◆ DATASET CONTENT
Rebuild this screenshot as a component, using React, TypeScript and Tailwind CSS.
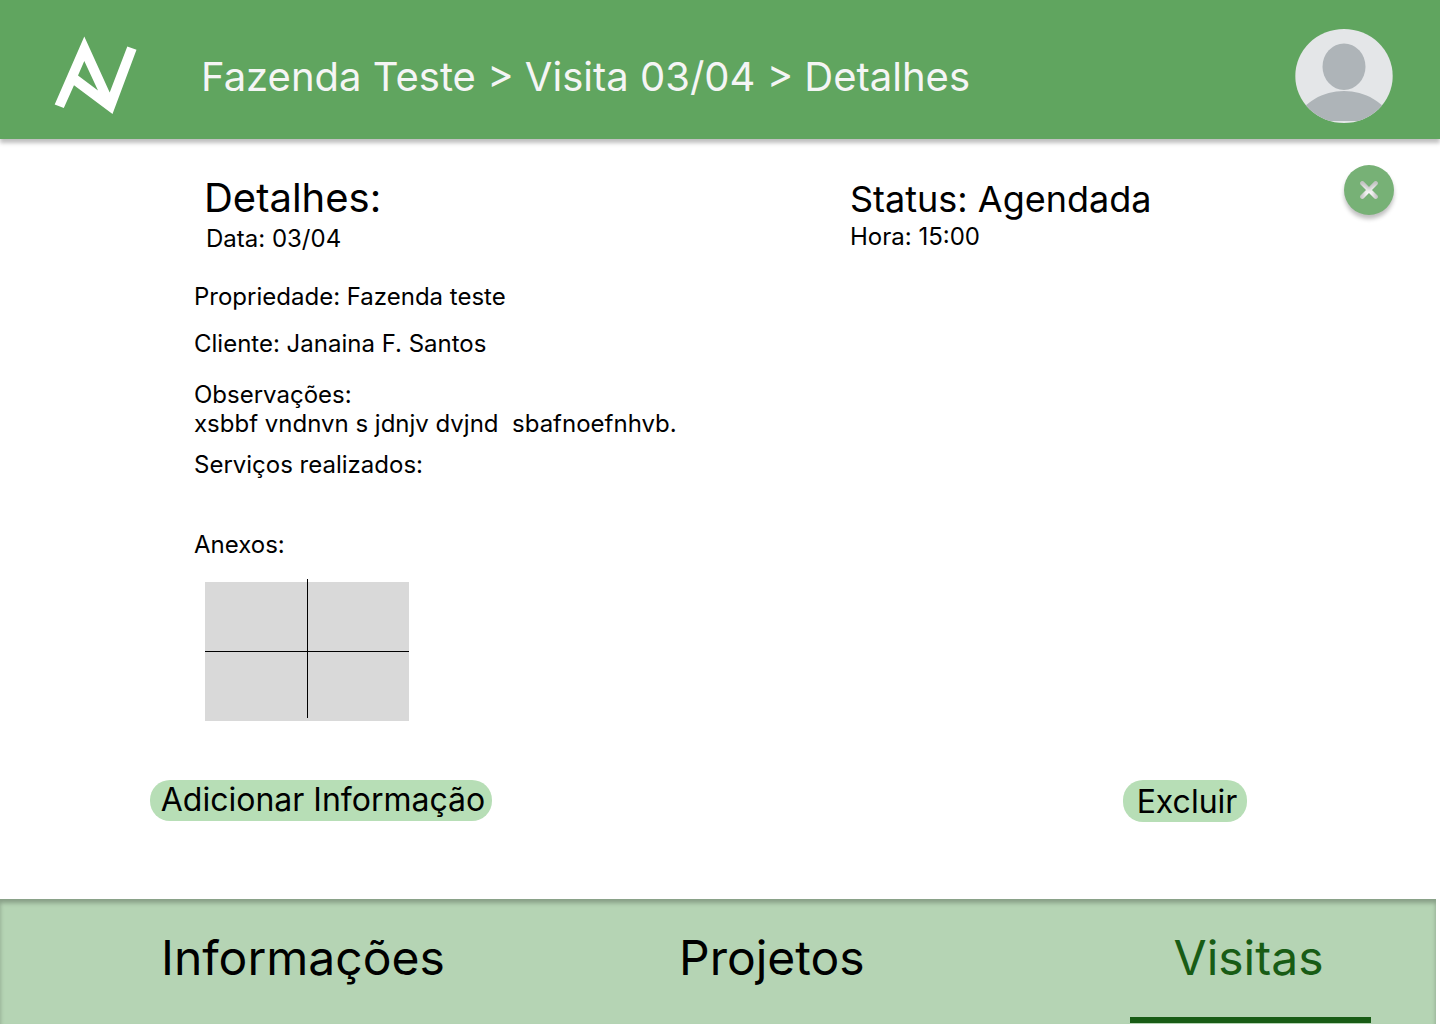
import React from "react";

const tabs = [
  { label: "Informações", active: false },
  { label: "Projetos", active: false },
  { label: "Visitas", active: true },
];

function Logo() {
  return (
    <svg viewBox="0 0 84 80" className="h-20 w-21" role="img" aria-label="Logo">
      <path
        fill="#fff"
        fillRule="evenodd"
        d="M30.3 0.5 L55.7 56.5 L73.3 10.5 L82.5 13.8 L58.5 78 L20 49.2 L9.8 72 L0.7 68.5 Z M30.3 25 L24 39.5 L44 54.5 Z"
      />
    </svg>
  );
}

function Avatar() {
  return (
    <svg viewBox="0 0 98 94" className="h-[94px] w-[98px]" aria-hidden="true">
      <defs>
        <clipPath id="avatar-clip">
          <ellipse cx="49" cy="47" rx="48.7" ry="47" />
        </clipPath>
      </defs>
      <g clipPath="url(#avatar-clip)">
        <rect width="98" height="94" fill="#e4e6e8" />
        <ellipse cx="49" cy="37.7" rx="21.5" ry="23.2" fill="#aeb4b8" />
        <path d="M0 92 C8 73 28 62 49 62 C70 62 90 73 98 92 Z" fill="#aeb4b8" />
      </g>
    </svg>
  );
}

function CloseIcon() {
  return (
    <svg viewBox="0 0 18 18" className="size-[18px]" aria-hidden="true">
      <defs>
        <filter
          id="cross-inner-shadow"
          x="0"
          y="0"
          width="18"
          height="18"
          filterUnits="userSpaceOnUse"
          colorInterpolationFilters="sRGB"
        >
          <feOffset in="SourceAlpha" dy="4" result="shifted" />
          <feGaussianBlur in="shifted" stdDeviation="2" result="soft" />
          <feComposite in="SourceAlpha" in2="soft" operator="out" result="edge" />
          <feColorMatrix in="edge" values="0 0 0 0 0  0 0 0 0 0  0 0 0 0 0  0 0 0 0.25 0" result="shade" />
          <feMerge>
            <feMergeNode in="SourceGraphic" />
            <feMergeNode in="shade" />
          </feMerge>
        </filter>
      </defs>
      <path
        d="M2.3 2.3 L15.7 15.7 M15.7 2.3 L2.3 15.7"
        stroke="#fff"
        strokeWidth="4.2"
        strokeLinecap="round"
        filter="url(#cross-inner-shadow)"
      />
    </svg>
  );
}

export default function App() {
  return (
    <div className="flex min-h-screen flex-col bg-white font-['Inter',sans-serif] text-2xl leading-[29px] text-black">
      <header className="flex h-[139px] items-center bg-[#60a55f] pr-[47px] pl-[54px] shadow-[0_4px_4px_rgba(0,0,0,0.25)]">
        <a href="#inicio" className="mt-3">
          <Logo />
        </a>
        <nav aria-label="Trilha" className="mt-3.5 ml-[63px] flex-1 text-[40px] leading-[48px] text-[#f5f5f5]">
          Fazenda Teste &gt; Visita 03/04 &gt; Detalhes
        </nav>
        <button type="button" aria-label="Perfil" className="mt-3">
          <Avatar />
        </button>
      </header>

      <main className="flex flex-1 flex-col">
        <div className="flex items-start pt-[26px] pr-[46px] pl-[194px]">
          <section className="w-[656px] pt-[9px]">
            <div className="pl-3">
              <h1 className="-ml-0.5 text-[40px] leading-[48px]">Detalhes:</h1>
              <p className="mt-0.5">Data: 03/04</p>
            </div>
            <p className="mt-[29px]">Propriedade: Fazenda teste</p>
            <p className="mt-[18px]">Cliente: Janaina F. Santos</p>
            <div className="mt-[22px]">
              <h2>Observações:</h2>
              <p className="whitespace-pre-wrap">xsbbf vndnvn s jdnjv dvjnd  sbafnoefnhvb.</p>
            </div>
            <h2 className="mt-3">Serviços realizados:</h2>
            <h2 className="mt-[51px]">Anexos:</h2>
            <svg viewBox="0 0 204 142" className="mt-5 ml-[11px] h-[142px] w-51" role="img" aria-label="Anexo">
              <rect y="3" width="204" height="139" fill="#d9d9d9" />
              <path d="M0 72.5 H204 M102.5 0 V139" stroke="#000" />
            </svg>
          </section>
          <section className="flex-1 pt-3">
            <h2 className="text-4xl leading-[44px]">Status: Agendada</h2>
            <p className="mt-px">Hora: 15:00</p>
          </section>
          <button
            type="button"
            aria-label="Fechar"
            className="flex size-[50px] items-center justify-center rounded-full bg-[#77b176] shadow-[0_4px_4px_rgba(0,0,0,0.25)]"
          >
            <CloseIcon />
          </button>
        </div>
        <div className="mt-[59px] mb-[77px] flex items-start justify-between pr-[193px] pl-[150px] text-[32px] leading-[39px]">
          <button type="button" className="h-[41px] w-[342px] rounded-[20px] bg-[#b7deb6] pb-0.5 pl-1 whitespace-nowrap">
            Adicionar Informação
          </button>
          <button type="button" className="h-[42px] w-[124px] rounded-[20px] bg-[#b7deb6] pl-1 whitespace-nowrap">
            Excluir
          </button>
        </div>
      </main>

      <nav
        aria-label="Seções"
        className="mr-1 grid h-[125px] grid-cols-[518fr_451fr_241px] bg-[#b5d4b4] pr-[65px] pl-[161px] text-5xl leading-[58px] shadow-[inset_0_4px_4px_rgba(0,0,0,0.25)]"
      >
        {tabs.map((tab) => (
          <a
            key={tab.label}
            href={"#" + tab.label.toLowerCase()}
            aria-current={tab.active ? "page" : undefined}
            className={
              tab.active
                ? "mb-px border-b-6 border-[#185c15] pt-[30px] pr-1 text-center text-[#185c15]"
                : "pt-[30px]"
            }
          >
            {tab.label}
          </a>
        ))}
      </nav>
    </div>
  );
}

◆ EXERCISE TASK
Quote the preceding listing precisely and completely, omitting its images.

◆ WRITTEN ANSWER
Rebuild this screenshot as a component, using React, TypeScript and Tailwind CSS.
import React from "react";

const tabs = [
  { label: "Informações", active: false },
  { label: "Projetos", active: false },
  { label: "Visitas", active: true },
];

function Logo() {
  return (
    <svg viewBox="0 0 84 80" className="h-20 w-21" role="img" aria-label="Logo">
      <path
        fill="#fff"
        fillRule="evenodd"
        d="M30.3 0.5 L55.7 56.5 L73.3 10.5 L82.5 13.8 L58.5 78 L20 49.2 L9.8 72 L0.7 68.5 Z M30.3 25 L24 39.5 L44 54.5 Z"
      />
    </svg>
  );
}

function Avatar() {
  return (
    <svg viewBox="0 0 98 94" className="h-[94px] w-[98px]" aria-hidden="true">
      <defs>
        <clipPath id="avatar-clip">
          <ellipse cx="49" cy="47" rx="48.7" ry="47" />
        </clipPath>
      </defs>
      <g clipPath="url(#avatar-clip)">
        <rect width="98" height="94" fill="#e4e6e8" />
        <ellipse cx="49" cy="37.7" rx="21.5" ry="23.2" fill="#aeb4b8" />
        <path d="M0 92 C8 73 28 62 49 62 C70 62 90 73 98 92 Z" fill="#aeb4b8" />
      </g>
    </svg>
  );
}

function CloseIcon() {
  return (
    <svg viewBox="0 0 18 18" className="size-[18px]" aria-hidden="true">
      <defs>
        <filter
          id="cross-inner-shadow"
          x="0"
          y="0"
          width="18"
          height="18"
          filterUnits="userSpaceOnUse"
          colorInterpolationFilters="sRGB"
        >
          <feOffset in="SourceAlpha" dy="4" result="shifted" />
          <feGaussianBlur in="shifted" stdDeviation="2" result="soft" />
          <feComposite in="SourceAlpha" in2="soft" operator="out" result="edge" />
          <feColorMatrix in="edge" values="0 0 0 0 0  0 0 0 0 0  0 0 0 0 0  0 0 0 0.25 0" result="shade" />
          <feMerge>
            <feMergeNode in="SourceGraphic" />
            <feMergeNode in="shade" />
          </feMerge>
        </filter>
      </defs>
      <path
        d="M2.3 2.3 L15.7 15.7 M15.7 2.3 L2.3 15.7"
        stroke="#fff"
        strokeWidth="4.2"
        strokeLinecap="round"
        filter="url(#cross-inner-shadow)"
      />
    </svg>
  );
}

export default function App() {
  return (
    <div className="flex min-h-screen flex-col bg-white font-['Inter',sans-serif] text-2xl leading-[29px] text-black">
      <header className="flex h-[139px] items-center bg-[#60a55f] pr-[47px] pl-[54px] shadow-[0_4px_4px_rgba(0,0,0,0.25)]">
        <a href="#inicio" className="mt-3">
          <Logo />
        </a>
        <nav aria-label="Trilha" className="mt-3.5 ml-[63px] flex-1 text-[40px] leading-[48px] text-[#f5f5f5]">
          Fazenda Teste &gt; Visita 03/04 &gt; Detalhes
        </nav>
        <button type="button" aria-label="Perfil" className="mt-3">
          <Avatar />
        </button>
      </header>

      <main className="flex flex-1 flex-col">
        <div className="flex items-start pt-[26px] pr-[46px] pl-[194px]">
          <section className="w-[656px] pt-[9px]">
            <div className="pl-3">
              <h1 className="-ml-0.5 text-[40px] leading-[48px]">Detalhes:</h1>
              <p className="mt-0.5">Data: 03/04</p>
            </div>
            <p className="mt-[29px]">Propriedade: Fazenda teste</p>
            <p className="mt-[18px]">Cliente: Janaina F. Santos</p>
            <div className="mt-[22px]">
              <h2>Observações:</h2>
              <p className="whitespace-pre-wrap">xsbbf vndnvn s jdnjv dvjnd  sbafnoefnhvb.</p>
            </div>
            <h2 className="mt-3">Serviços realizados:</h2>
            <h2 className="mt-[51px]">Anexos:</h2>
            <svg viewBox="0 0 204 142" className="mt-5 ml-[11px] h-[142px] w-51" role="img" aria-label="Anexo">
              <rect y="3" width="204" height="139" fill="#d9d9d9" />
              <path d="M0 72.5 H204 M102.5 0 V139" stroke="#000" />
            </svg>
          </section>
          <section className="flex-1 pt-3">
            <h2 className="text-4xl leading-[44px]">Status: Agendada</h2>
            <p className="mt-px">Hora: 15:00</p>
          </section>
          <button
            type="button"
            aria-label="Fechar"
            className="flex size-[50px] items-center justify-center rounded-full bg-[#77b176] shadow-[0_4px_4px_rgba(0,0,0,0.25)]"
          >
            <CloseIcon />
          </button>
        </div>
        <div className="mt-[59px] mb-[77px] flex items-start justify-between pr-[193px] pl-[150px] text-[32px] leading-[39px]">
          <button type="button" className="h-[41px] w-[342px] rounded-[20px] bg-[#b7deb6] pb-0.5 pl-1 whitespace-nowrap">
            Adicionar Informação
          </button>
          <button type="button" className="h-[42px] w-[124px] rounded-[20px] bg-[#b7deb6] pl-1 whitespace-nowrap">
            Excluir
          </button>
        </div>
      </main>

      <nav
        aria-label="Seções"
        className="mr-1 grid h-[125px] grid-cols-[518fr_451fr_241px] bg-[#b5d4b4] pr-[65px] pl-[161px] text-5xl leading-[58px] shadow-[inset_0_4px_4px_rgba(0,0,0,0.25)]"
      >
        {tabs.map((tab) => (
          <a
            key={tab.label}
            href={"#" + tab.label.toLowerCase()}
            aria-current={tab.active ? "page" : undefined}
            className={
              tab.active
                ? "mb-px border-b-6 border-[#185c15] pt-[30px] pr-1 text-center text-[#185c15]"
                : "pt-[30px]"
            }
          >
            {tab.label}
          </a>
        ))}
      </nav>
    </div>
  );
}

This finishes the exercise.